**Problem to work on:** Pull out all lines from the listing below in which the word "Write" appears.

**Records excerpted from a collection:**
________________

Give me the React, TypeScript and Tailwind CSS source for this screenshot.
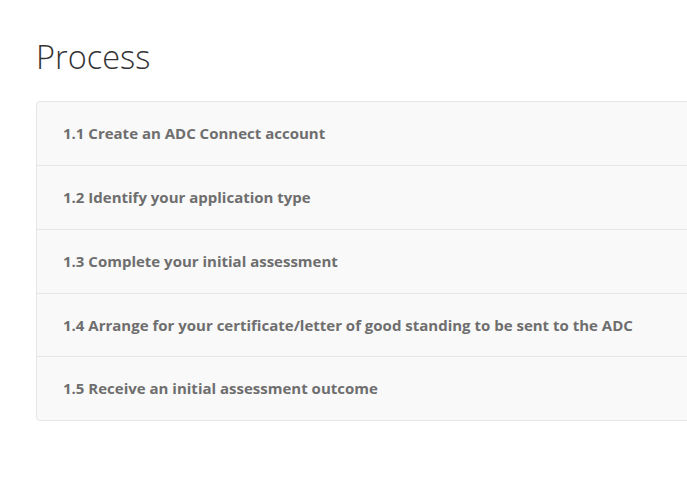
import React from "react";

const items = [
  "1.1 Create an ADC Connect account",
  "1.2 Identify your application type",
  "1.3 Complete your initial assessment",
  "1.4 Arrange for your certificate/letter of good standing to be sent to the ADC",
  "1.5 Receive an initial assessment outcome",
];

const heights = ["h-[64px]", "h-[64px]", "h-[64px]", "h-[63px]", "h-[63px]"];

export default function App() {
  return (
    <div
      className="w-[687px] h-[494px] overflow-hidden bg-white"
      style={{ fontFamily: '"Open Sans", sans-serif' }}
    >
      <div className="pl-[36px] pt-[35px]">
        <h1 className="text-[32.5px] leading-[44px] font-light text-[#333] m-0">Process</h1>
        <div className="mt-[22px] w-[700px] bg-[#f9f9f9] border border-[#e6e6e6] rounded-[4px]">
          {items.map((t, i) => (
            <div
              key={i}
              className={`${heights[i]} flex items-center pl-[26px] text-[15px] font-bold text-[#6e6e6e] ${
                i < items.length - 1 ? "border-b border-[#e6e6e6]" : ""
              }`}
            >
              {t}
            </div>
          ))}
        </div>
      </div>
    </div>
  );
}
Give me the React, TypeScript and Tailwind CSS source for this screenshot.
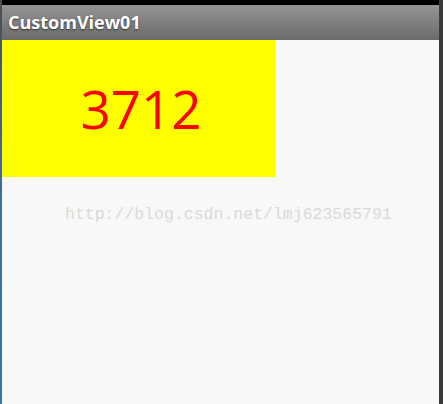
export default function App() {
  return (
    <div className="flex h-[404px] w-[443px] bg-black">
      {/* left edge of the emulator frame */}
      <div className="w-[2px] bg-gradient-to-b from-[#4a4f55] via-[#3f6f96] to-[#2f78b0]" />

      <div className="flex flex-1 flex-col">
        <div className="h-[5px] bg-black" />
        <div
          className="flex h-[35px] items-center bg-gradient-to-b from-[#949494] to-[#6b6b6b] pl-[6px] text-[18px] font-bold text-white [text-shadow:0_1px_2px_rgba(0,0,0,0.6)]"
          style={{ fontFamily: '"Open Sans", "DejaVu Sans", sans-serif' }}
        >
          CustomView01
        </div>

        <div className="flex flex-1 flex-col bg-[#f8f8f8]">
          <div className="flex h-[137px] w-[273px] items-center justify-center bg-[#ffff00]">
            <span
              className="pl-[5px] text-[53px] leading-none text-[#ff0000]"
              style={{ fontFamily: '"Open Sans", "Noto Sans", sans-serif' }}
            >
              3712
            </span>
          </div>
          <div
            className="mt-[30px] pl-[63px] text-[16.5px] leading-none text-[#dadad7]"
            style={{ fontFamily: '"Liberation Mono", monospace' }}
          >
            http://blog.csdn.net/lmj623565791
          </div>
        </div>
      </div>

      {/* right edge of the emulator frame */}
      <div className="w-[4px] bg-[#3b3b3b]" />
    </div>
  );
}
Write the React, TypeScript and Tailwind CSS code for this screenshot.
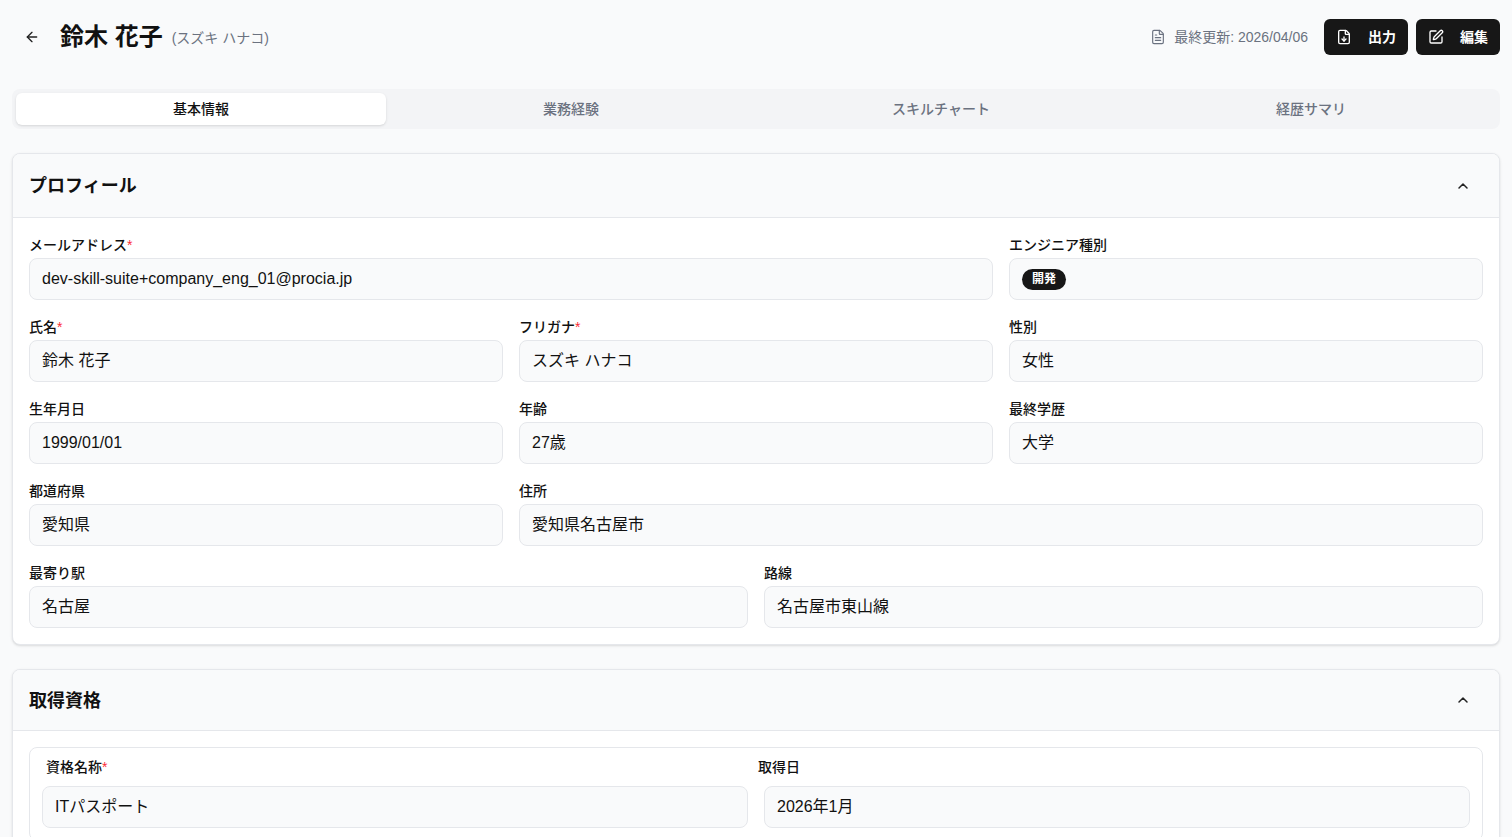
import React from 'react';
import { ArrowLeft, FileText, FileDown, SquarePen, ChevronUp } from 'lucide-react';

const FONT = { fontFamily: '"Liberation Sans", "Noto Sans CJK JP", sans-serif' };

const TABS = ['基本情報', '業務経験', 'スキルチャート', '経歴サマリ'];

const Field: React.FC<{ label: string; required?: boolean; className?: string; children: React.ReactNode }> = ({
  label,
  required,
  className = '',
  children,
}) => (
  <div className={className}>
    <div className="h-5 mb-1 pt-px text-sm font-medium text-[#111] leading-5">
      {label}
      {required && <span className="text-red-500">*</span>}
    </div>
    <div className="h-[42px] flex items-center px-3 rounded-lg border border-[#e5e7eb] bg-[#f9fafb] text-base text-[#111]">
      {children}
    </div>
  </div>
);

const SectionHeader: React.FC<{ title: string; h: string }> = ({ title, h }) => (
  <div className={`${h} flex items-center justify-between px-4 bg-[#f9fafb] border-b border-[#e5e7eb]`}>
    <h2 className="text-lg font-bold text-[#111] pt-px">{title}</h2>
    <ChevronUp className="w-4 h-4 text-[#222] mr-3" strokeWidth={2.25} />
  </div>
);

export default function App() {
  return (
    <div className="min-h-screen bg-[#f9fafb] px-3 pb-10" style={FONT}>
      {/* Header */}
      <div className="pt-[19px] flex items-center justify-between">
        <div className="flex items-center gap-3 pl-1">
          <button className="w-8 h-8 flex items-center justify-center text-[#222]">
            <ArrowLeft className="w-4 h-4" strokeWidth={2} />
          </button>
          <div className="flex items-center gap-[9px]">
            <h1 className="text-2xl font-bold text-[#111]">鈴木 花子</h1>
            <span className="text-sm text-[#6b7280] pt-px">(スズキ ハナコ)</span>
          </div>
        </div>
        <div className="flex items-center gap-2">
          <div className="flex items-center gap-2 text-sm text-[#6b7280] mr-2">
            <FileText className="w-4 h-4" strokeWidth={1.75} />
            <span>最終更新: 2026/04/06</span>
          </div>
          <button className="h-9 w-[84px] flex items-center gap-4 px-3 rounded-md bg-[#171717] text-white text-sm font-bold">
            <FileDown className="w-4 h-4" strokeWidth={2} />
            出力
          </button>
          <button className="h-9 w-[84px] flex items-center gap-4 px-3 rounded-md bg-[#171717] text-white text-sm font-bold">
            <SquarePen className="w-4 h-4" strokeWidth={2} />
            編集
          </button>
        </div>
      </div>

      {/* Tabs */}
      <div className="mt-[34px] h-10 p-1 grid grid-cols-4 rounded-lg bg-[#f3f4f6]">
        {TABS.map((t, i) => (
          <div
            key={t}
            className={`flex items-center justify-center rounded-md text-sm font-medium ${
              i === 0 ? 'bg-white text-[#111] shadow-sm' : 'text-[#6b7280]'
            }`}
          >
            {t}
          </div>
        ))}
      </div>

      {/* Profile */}
      <div className="mt-6 rounded-lg border border-[#e5e7eb] bg-white overflow-hidden shadow-sm">
        <SectionHeader title="プロフィール" h="h-16" />
        <div className="p-4 flex flex-col gap-4">
          <div className="grid grid-cols-3 gap-4">
            <Field label="メールアドレス" required className="col-span-2">
              dev-skill-suite+company_eng_01@procia.jp
            </Field>
            <Field label="エンジニア種別">
              <span className="h-[21px] px-2.5 flex items-center rounded-full bg-[#171717] text-white text-xs font-bold">
                開発
              </span>
            </Field>
          </div>
          <div className="grid grid-cols-3 gap-4">
            <Field label="氏名" required>鈴木 花子</Field>
            <Field label="フリガナ" required>スズキ ハナコ</Field>
            <Field label="性別">女性</Field>
          </div>
          <div className="grid grid-cols-3 gap-4">
            <Field label="生年月日">1999/01/01</Field>
            <Field label="年齢">27歳</Field>
            <Field label="最終学歴">大学</Field>
          </div>
          <div className="grid grid-cols-3 gap-4">
            <Field label="都道府県">愛知県</Field>
            <Field label="住所" className="col-span-2">愛知県名古屋市</Field>
          </div>
          <div className="grid grid-cols-2 gap-4">
            <Field label="最寄り駅">名古屋</Field>
            <Field label="路線">名古屋市東山線</Field>
          </div>
        </div>
      </div>

      {/* Qualifications */}
      <div className="mt-6 rounded-lg border border-[#e5e7eb] bg-white overflow-hidden shadow-sm">
        <SectionHeader title="取得資格" h="h-[61px]" />
        <div className="p-4">
          <div className="rounded-lg border border-[#e5e7eb] bg-white px-3 pt-[9px] pb-3">
            <div className="grid grid-cols-2 gap-4">
              <div>
                <div className="h-5 mb-[9px] ml-1 text-sm font-medium text-[#111] leading-5">
                  資格名称<span className="text-red-500">*</span>
                </div>
                <div className="h-[42px] flex items-center px-3 rounded-lg border border-[#e5e7eb] bg-[#f9fafb] text-base text-[#111]">
                  ITパスポート
                </div>
              </div>
              <div>
                <div className="h-5 mb-[9px] -ml-1.5 text-sm font-medium text-[#111] leading-5">取得日</div>
                <div className="h-[42px] flex items-center px-3 rounded-lg border border-[#e5e7eb] bg-[#f9fafb] text-base text-[#111]">
                  2026年1月
                </div>
              </div>
            </div>
          </div>
        </div>
      </div>
    </div>
  );
}
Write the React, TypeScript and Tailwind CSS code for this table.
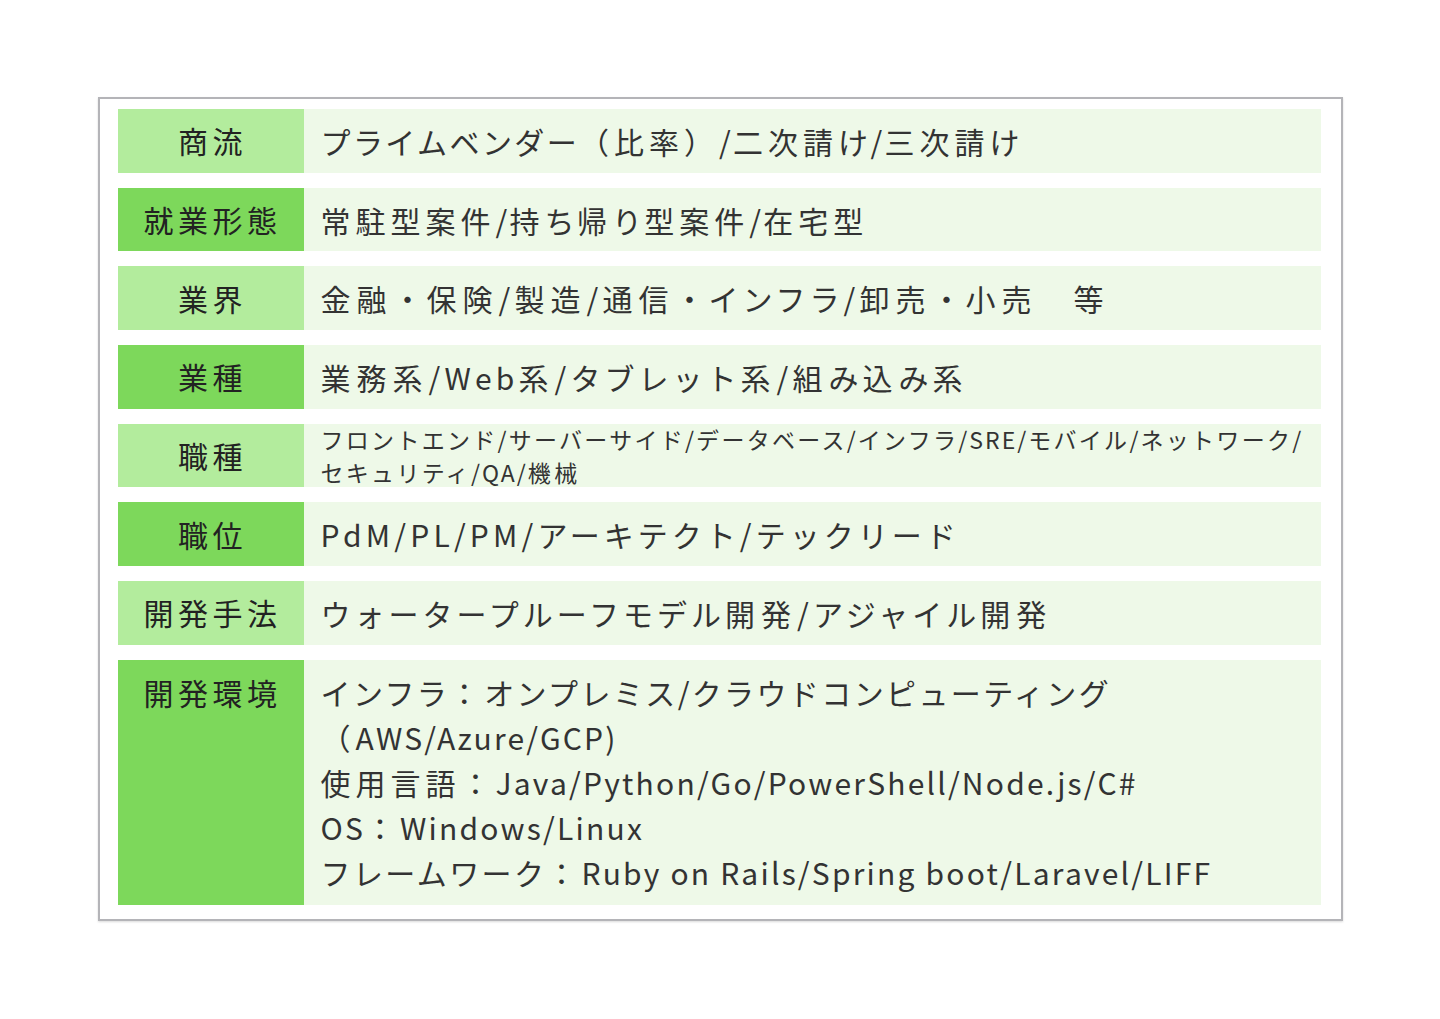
type Size = "big" | "wide" | "small";

const rows: { label: string; shade: "light" | "dark"; lines: string[]; size: Size }[] = [
  { label: "商流", shade: "light", size: "big", lines: ["プライムベンダー（比率）/二次請け/三次請け"] },
  { label: "就業形態", shade: "dark", size: "big", lines: ["常駐型案件/持ち帰り型案件/在宅型"] },
  { label: "業界", shade: "light", size: "wide", lines: ["金融・保険/製造/通信・インフラ/卸売・小売　等"] },
  { label: "業種", shade: "dark", size: "wide", lines: ["業務系/Web系/タブレット系/組み込み系"] },
  {
    label: "職種",
    shade: "light",
    size: "small",
    lines: ["フロントエンド/サーバーサイド/データベース/インフラ/SRE/モバイル/ネットワーク/", "セキュリティ/QA/機械"],
  },
  { label: "職位", shade: "dark", size: "wide", lines: ["PdM/PL/PM/アーキテクト/テックリード"] },
  { label: "開発手法", shade: "light", size: "wide", lines: ["ウォータープルーフモデル開発/アジャイル開発"] },
];

const envLines = [
  "インフラ：オンプレミス/クラウドコンピューティング",
  "（AWS/Azure/GCP)",
  "使用言語：Java/Python/Go/PowerShell/Node.js/C#",
  "OS：Windows/Linux",
  "フレームワーク：Ruby on Rails/Spring boot/Laravel/LIFF",
];

const spacing = {
  big: { kanji: "tracking-[5px]", kana: "tracking-[2.4px]", latin: "tracking-[2.2px]" },
  wide: { kanji: "tracking-[6px]", kana: "tracking-[4px]", latin: "tracking-[4.2px]" },
  small: { kanji: "tracking-[3.5px]", kana: "tracking-[2.3px]", latin: "tracking-[2px]" },
};

function kind(ch: string): "latin" | "kana" | "kanji" {
  if (/[\x00-\x7f]/.test(ch)) return "latin";
  if (/[\u3040-\u30ff]/.test(ch)) return "kana";
  return "kanji";
}

function Text({ text, size }: { text: string; size: Size }) {
  const runs: { k: "latin" | "kana" | "kanji"; s: string }[] = [];
  for (const ch of text) {
    const k = kind(ch);
    const last = runs[runs.length - 1];
    if (last && last.k === k) last.s += ch;
    else runs.push({ k, s: ch });
  }
  return (
    <>
      {runs.map((r, i) => (
        <span key={i} className={spacing[size][r.k]}>
          {r.s}
        </span>
      ))}
    </>
  );
}

export default function App() {
  return (
    <div className="min-h-[1019px] bg-white pt-[97px] font-['Noto_Sans_CJK_JP','Noto_Sans',sans-serif] text-[#333]">
      <div className="mx-auto flex w-[1245px] flex-col gap-[15px] border-2 border-[#b4b4b8] pb-[14px] pl-[18px] pr-[20px] pt-[10px] shadow-[0_1px_2px_rgba(0,0,0,0.15)]">
        {rows.map((r) => (
          <div key={r.label} className="flex h-[63.7px]">
            <div
              className={
                "flex w-[186px] shrink-0 items-center justify-center pl-[4px] text-[30px] tracking-[4.5px] text-[#222] " +
                (r.shade === "light" ? "bg-[#b3ec9d]" : "bg-[#7dd85b]")
              }
            >
              {r.label}
            </div>
            <div className="flex flex-1 flex-col justify-center whitespace-nowrap bg-[#eef9e8] pl-[17px]">
              {r.lines.map((l) => (
                <div key={l} className={r.size === "small" ? "text-[23px] leading-[33px]" : "text-[30px] leading-[40px]"}>
                  <Text text={l} size={r.size} />
                </div>
              ))}
            </div>
          </div>
        ))}
        <div className="flex h-[245px]">
          <div className="flex w-[186px] shrink-0 justify-center bg-[#7dd85b] pl-[4px] pt-[12px] text-[30px] leading-[40px] tracking-[4.5px] text-[#222]">
            開発環境
          </div>
          <div className="flex flex-1 flex-col whitespace-nowrap bg-[#eef9e8] pl-[17px] pt-[10px]">
            {envLines.map((l) => (
              <div key={l} className="text-[30px] leading-[45px]">
                <Text text={l} size="big" />
              </div>
            ))}
          </div>
        </div>
      </div>
    </div>
  );
}
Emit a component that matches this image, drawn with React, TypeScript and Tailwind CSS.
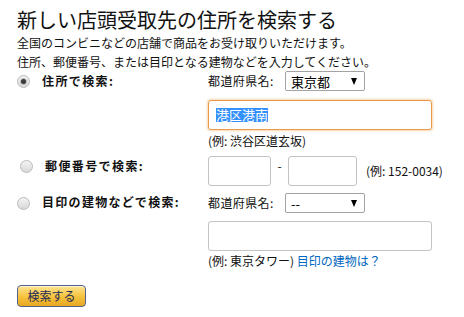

________________

**Output of the task:**
Write the React, TypeScript and Tailwind CSS code for this screenshot.
Write the React, TypeScript and Tailwind CSS code for this table.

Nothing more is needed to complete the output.